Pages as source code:
:::::

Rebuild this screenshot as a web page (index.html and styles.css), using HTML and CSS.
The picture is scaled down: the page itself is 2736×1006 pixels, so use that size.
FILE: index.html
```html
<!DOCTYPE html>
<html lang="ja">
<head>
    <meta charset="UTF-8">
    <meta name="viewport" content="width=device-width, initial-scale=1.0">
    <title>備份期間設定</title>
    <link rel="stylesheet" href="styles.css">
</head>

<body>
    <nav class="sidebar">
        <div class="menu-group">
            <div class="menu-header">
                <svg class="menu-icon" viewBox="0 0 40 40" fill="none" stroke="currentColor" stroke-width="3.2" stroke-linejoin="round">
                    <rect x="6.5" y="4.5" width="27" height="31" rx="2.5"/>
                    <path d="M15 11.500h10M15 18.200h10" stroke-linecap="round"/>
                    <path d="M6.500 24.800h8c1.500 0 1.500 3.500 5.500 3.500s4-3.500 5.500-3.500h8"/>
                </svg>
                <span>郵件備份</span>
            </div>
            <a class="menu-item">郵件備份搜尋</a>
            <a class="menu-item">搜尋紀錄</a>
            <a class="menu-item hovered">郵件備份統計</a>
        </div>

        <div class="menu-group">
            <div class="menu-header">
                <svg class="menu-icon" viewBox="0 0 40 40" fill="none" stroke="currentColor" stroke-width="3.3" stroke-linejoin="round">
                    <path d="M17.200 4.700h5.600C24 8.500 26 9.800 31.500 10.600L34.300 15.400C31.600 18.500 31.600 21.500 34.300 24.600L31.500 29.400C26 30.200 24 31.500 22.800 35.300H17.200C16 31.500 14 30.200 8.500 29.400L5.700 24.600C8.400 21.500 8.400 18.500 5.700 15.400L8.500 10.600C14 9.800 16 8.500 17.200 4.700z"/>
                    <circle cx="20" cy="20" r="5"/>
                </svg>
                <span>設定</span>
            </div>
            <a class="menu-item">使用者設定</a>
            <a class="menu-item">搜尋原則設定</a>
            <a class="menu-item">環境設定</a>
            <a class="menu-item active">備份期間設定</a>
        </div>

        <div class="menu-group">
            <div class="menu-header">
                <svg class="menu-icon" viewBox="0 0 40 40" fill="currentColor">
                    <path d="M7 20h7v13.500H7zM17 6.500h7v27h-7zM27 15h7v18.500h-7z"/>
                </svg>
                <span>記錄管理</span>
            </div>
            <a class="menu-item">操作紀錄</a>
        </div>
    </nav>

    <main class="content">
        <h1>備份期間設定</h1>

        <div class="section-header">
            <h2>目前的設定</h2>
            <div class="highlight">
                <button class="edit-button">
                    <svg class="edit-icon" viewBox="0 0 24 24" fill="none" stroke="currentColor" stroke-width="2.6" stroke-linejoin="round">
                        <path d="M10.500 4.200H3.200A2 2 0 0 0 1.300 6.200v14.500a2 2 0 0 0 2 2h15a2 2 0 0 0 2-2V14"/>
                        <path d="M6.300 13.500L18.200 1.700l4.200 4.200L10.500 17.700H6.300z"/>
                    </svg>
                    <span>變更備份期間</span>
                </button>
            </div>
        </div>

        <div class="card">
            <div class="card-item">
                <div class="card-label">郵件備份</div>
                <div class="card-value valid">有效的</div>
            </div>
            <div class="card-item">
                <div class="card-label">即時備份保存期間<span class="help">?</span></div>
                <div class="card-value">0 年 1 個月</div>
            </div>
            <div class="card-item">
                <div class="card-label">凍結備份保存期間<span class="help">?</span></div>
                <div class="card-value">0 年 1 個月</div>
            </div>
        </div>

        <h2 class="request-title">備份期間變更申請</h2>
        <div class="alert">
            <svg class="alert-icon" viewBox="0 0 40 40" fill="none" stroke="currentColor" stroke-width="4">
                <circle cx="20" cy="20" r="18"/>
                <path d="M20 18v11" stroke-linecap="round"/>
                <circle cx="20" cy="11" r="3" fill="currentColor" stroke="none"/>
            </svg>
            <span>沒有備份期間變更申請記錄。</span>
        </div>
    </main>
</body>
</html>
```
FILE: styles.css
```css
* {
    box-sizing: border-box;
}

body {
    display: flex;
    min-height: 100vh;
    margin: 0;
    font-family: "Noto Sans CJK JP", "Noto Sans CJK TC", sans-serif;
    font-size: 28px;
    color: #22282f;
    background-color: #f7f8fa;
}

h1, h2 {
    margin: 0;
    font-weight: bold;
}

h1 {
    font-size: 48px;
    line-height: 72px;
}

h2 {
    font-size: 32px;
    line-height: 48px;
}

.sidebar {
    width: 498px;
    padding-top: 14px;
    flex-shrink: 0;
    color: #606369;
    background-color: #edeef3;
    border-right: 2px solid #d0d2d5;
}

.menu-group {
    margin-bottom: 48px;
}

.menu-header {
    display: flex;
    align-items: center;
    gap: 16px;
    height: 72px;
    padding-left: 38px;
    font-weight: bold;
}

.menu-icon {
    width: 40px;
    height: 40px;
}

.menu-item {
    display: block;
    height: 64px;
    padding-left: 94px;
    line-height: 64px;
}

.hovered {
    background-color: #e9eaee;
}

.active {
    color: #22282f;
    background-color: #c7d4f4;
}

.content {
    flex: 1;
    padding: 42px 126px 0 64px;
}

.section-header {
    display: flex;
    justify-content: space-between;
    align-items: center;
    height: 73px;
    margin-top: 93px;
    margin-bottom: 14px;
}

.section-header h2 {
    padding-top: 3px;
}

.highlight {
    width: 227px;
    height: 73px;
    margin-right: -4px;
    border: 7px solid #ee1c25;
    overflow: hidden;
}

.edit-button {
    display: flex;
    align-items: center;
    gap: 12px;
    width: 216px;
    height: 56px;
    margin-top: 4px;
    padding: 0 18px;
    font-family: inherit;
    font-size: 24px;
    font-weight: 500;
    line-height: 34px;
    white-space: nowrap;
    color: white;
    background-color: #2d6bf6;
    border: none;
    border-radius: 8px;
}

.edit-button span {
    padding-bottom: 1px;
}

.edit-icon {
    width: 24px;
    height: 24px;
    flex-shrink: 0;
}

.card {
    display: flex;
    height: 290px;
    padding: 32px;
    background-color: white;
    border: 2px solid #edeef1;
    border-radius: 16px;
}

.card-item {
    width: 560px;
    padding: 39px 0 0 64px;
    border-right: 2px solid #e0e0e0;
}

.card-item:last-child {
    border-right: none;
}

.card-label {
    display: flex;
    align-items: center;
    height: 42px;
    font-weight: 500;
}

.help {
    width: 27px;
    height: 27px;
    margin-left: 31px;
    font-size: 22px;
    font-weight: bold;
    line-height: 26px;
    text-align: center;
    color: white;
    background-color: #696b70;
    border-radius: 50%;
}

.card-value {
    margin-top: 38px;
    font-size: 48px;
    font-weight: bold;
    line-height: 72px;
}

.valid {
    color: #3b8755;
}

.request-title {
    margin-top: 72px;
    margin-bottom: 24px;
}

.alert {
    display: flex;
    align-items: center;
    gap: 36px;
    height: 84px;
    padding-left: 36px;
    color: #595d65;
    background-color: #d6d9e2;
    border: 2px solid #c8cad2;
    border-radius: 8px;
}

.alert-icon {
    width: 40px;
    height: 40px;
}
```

:::::

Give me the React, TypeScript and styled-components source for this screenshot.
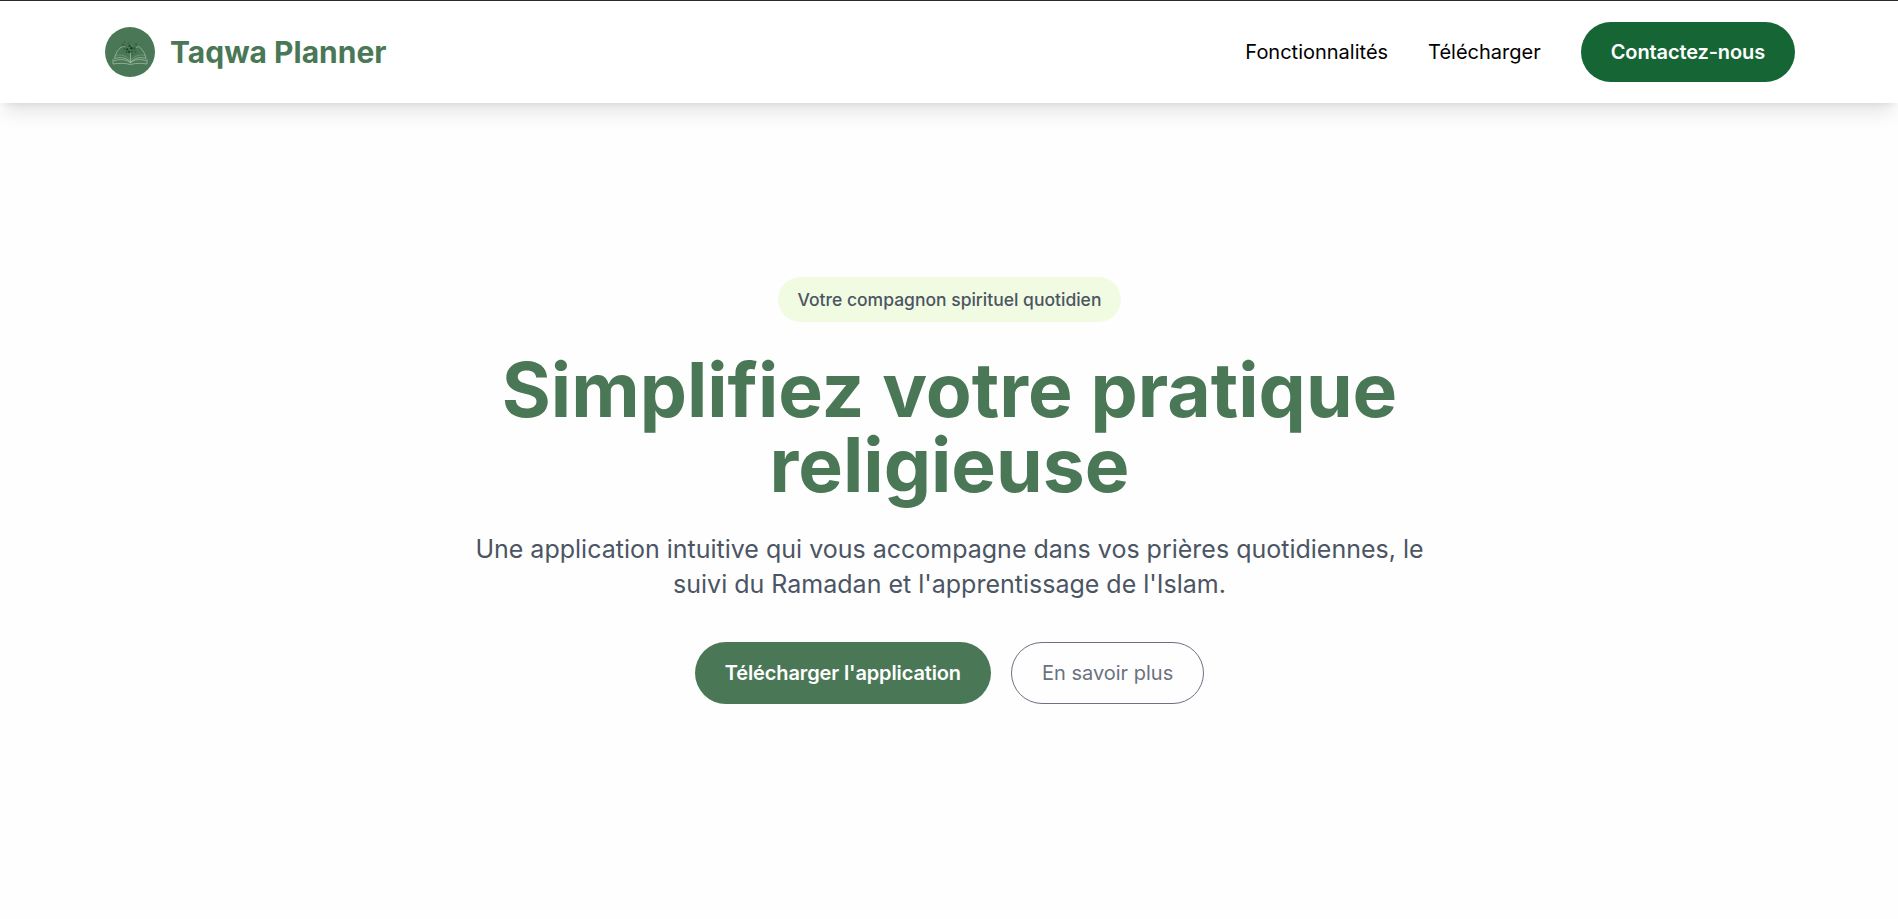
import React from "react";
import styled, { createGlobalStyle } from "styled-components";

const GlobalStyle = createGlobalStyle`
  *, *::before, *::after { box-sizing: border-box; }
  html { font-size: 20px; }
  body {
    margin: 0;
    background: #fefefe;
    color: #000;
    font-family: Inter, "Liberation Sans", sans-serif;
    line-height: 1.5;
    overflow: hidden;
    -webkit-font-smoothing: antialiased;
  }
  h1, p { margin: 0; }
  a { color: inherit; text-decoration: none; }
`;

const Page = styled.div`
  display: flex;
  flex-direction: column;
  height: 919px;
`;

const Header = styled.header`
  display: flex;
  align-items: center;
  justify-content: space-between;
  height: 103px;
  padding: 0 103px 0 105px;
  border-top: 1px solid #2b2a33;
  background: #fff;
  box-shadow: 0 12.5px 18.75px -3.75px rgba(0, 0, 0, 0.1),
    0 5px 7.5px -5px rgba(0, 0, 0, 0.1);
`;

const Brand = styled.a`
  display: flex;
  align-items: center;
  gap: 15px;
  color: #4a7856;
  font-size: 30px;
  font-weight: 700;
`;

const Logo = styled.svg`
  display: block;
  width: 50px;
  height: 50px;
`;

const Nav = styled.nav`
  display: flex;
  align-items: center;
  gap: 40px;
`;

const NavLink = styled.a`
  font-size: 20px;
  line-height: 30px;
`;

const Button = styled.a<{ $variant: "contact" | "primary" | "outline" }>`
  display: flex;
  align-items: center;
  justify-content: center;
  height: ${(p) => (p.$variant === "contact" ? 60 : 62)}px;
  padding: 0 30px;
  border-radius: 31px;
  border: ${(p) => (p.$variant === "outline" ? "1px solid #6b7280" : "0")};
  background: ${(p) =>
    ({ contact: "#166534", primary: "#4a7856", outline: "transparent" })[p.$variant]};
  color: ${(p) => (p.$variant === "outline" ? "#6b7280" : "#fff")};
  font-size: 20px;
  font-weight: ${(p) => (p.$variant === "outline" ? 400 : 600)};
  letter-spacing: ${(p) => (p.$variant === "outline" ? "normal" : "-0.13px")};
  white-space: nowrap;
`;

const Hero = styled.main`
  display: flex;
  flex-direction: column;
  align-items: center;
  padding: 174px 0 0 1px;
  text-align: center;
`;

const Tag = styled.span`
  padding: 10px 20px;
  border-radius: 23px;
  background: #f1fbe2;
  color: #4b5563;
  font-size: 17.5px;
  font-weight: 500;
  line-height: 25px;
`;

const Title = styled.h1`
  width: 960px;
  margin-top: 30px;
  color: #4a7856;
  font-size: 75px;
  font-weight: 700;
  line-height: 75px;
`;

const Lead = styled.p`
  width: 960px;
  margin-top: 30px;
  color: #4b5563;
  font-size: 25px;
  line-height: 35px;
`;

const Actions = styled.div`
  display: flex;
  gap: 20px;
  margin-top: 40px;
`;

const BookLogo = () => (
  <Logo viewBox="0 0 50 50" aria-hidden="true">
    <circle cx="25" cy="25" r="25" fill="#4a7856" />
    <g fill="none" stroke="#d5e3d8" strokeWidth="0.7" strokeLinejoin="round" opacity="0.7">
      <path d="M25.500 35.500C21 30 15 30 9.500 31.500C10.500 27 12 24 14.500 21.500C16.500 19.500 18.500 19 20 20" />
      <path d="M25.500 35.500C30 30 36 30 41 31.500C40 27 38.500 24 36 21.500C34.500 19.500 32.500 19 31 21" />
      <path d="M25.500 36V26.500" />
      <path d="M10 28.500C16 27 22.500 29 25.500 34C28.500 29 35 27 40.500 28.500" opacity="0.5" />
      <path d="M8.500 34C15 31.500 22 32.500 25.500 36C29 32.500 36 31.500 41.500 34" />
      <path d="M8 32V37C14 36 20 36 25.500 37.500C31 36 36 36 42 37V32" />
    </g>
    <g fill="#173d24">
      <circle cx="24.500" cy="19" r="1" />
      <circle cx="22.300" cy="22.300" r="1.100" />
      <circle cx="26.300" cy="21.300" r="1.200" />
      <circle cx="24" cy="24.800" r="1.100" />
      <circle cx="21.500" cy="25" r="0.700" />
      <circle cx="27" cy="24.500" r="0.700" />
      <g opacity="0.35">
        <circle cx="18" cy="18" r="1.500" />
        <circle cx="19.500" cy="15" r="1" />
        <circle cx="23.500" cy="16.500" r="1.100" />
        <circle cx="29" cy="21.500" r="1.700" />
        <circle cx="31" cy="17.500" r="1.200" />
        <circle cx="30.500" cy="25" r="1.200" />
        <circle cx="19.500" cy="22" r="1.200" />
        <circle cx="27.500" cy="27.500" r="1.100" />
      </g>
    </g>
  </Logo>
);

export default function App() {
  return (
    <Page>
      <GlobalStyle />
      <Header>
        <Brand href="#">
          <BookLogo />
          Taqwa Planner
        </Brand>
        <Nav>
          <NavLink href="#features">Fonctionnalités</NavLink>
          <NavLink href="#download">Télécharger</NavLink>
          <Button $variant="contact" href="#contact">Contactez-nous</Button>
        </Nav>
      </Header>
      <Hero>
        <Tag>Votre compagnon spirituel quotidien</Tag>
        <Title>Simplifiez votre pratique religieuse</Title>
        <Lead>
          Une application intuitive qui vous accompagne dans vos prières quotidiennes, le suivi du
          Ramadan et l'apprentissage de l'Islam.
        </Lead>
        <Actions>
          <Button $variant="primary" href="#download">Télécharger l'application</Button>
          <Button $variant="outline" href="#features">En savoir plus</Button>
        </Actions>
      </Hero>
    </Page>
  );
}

:::::

Work to do: Using the records above, gather all lines where the string "styles" is present.

Solution to this task:
Rebuild this screenshot as a web page (index.html and styles.css), using HTML and CSS.
    <link rel="stylesheet" href="styles.css">
FILE: styles.css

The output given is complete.